- Born: May 6, 1933 Carlisle, Pennsylvania, U.S.
- Died: December 16, 2024 (aged 91) Carlisle, Pennsylvania, U.S.
- Education: Indiana University of Pennsylvania Indiana University Bloomington
- Occupations: Vocal pedagogue, editor, author
- Notable work: The Private Voice Studio Handbook
- Awards: NATS Lifetime Achievement Award (2016)

= Joan Frey Boytim =

Joan Frey Boytim (May 6, 1933 – December 16, 2024) was an American vocal pedagogue, editor, and author. She was best known for compiling a series of vocal anthologies published by Hal Leonard and G. Schirmer Inc., and for writing The Private Voice Studio Handbook: A Practical Guide to All Aspects of Teaching.

== Background ==
Boytim was born in Carlisle, Pennsylvania, and earned a Bachelor of Science degree in music education from Indiana University of Pennsylvania in 1955 and a Master of Music Education from Indiana University Bloomington in 1964. She taught in the Carlisle Area School District, maintained a private studio for more than fifty years, and served as an adjunct professor at Messiah College.
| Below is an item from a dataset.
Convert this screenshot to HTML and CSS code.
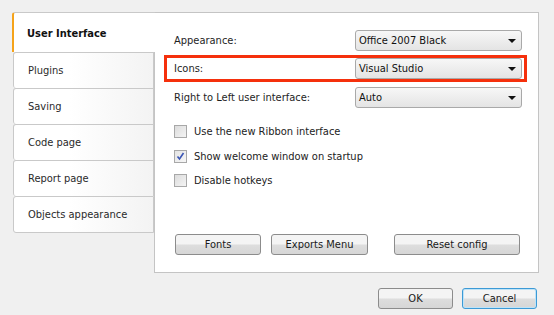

Her publications, including The First Book of Soprano Solos and related volumes, have been widely used in voice instruction.

== Recognition ==
The 1986 annual conference of the Alberta Registered Music Teachers’ Association featured American vocal educator Joan Frey Boytim as its keynote speaker. In 2016 the National Association of Teachers of Singing presented Boytim with its Lifetime Achievement Award. The organization also sponsors the Joan Frey Boytim Awards for Independent Teachers, established in her honor. Boytim died in Carlisle at the age of 91.